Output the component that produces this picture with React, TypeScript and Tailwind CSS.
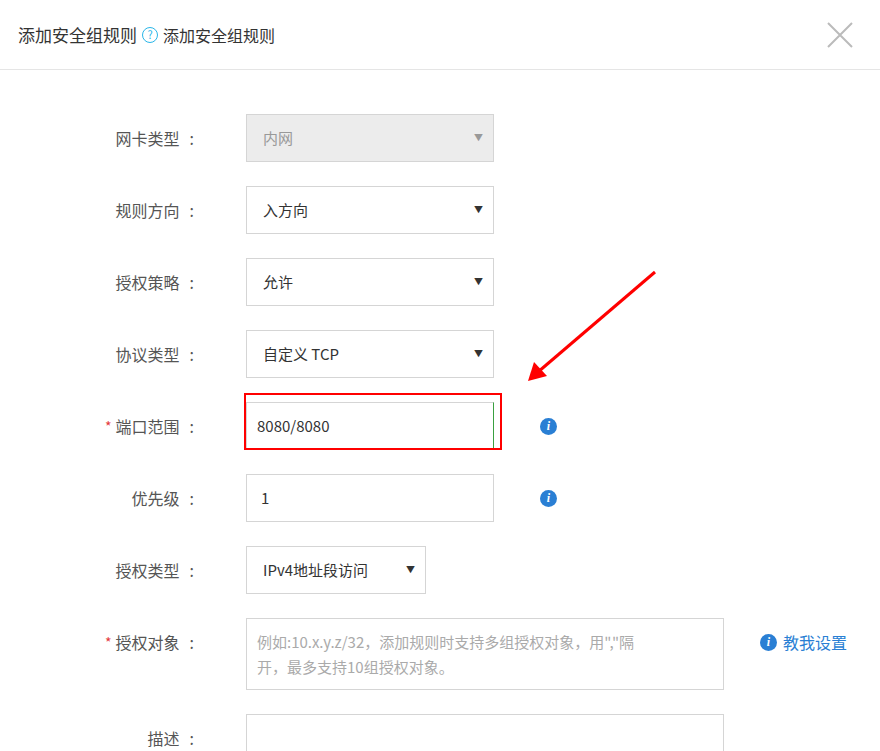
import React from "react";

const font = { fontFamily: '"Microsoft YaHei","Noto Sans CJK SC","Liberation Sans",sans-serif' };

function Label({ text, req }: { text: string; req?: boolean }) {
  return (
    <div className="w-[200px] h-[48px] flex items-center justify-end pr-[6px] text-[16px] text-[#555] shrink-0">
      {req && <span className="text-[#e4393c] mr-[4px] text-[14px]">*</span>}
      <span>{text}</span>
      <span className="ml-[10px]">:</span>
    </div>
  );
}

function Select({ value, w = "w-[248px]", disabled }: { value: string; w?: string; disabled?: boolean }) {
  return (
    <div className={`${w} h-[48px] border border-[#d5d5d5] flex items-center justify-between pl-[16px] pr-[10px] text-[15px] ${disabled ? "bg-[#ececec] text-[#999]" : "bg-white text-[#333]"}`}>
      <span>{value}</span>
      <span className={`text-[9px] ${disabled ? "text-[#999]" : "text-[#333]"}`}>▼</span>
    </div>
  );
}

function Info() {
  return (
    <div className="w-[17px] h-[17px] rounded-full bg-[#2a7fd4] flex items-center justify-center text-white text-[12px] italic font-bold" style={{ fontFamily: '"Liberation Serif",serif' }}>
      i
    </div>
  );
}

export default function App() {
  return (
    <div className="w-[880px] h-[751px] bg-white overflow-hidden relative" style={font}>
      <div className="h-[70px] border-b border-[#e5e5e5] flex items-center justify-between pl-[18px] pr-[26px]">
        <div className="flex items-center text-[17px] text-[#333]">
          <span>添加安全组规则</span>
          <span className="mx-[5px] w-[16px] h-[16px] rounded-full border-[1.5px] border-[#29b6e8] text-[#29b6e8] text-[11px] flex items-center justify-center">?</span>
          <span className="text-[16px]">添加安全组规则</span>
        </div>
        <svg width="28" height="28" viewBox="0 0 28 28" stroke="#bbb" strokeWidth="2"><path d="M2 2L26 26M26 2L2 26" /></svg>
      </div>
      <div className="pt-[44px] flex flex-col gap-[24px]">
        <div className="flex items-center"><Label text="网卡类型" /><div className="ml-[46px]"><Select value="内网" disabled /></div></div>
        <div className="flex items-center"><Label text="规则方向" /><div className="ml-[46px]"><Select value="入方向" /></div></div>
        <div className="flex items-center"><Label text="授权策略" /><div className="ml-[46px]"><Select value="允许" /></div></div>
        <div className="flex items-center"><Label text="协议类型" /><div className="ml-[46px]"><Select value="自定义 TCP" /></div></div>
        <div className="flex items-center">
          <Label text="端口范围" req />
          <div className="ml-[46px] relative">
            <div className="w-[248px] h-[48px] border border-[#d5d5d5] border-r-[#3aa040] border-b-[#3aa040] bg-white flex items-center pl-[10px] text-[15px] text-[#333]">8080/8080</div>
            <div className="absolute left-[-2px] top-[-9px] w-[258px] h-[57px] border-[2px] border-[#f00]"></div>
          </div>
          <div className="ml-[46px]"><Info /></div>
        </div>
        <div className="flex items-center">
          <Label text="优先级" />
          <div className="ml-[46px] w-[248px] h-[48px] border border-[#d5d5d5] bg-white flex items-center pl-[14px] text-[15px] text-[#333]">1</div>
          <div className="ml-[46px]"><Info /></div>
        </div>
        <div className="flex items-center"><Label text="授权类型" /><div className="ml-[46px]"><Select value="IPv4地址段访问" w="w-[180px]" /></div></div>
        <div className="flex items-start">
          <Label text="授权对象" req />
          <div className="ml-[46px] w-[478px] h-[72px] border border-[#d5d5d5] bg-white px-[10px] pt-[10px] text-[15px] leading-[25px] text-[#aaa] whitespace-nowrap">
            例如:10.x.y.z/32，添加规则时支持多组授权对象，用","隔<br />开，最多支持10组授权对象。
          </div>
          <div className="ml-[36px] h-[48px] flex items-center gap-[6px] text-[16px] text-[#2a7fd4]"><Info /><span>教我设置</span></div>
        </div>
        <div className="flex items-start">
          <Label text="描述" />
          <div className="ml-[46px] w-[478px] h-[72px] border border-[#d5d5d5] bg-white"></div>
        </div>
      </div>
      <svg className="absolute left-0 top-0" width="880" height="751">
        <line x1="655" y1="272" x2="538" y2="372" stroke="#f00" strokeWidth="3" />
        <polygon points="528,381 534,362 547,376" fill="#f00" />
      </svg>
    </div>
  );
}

▸ **WHAT IS REQUIRED**
Pick out the lines above containing the word "React", then copy them.

▸ **ANSWER TO THIS EXERCISE**
Output the component that produces this picture with React, TypeScript and Tailwind CSS.
import React from "react";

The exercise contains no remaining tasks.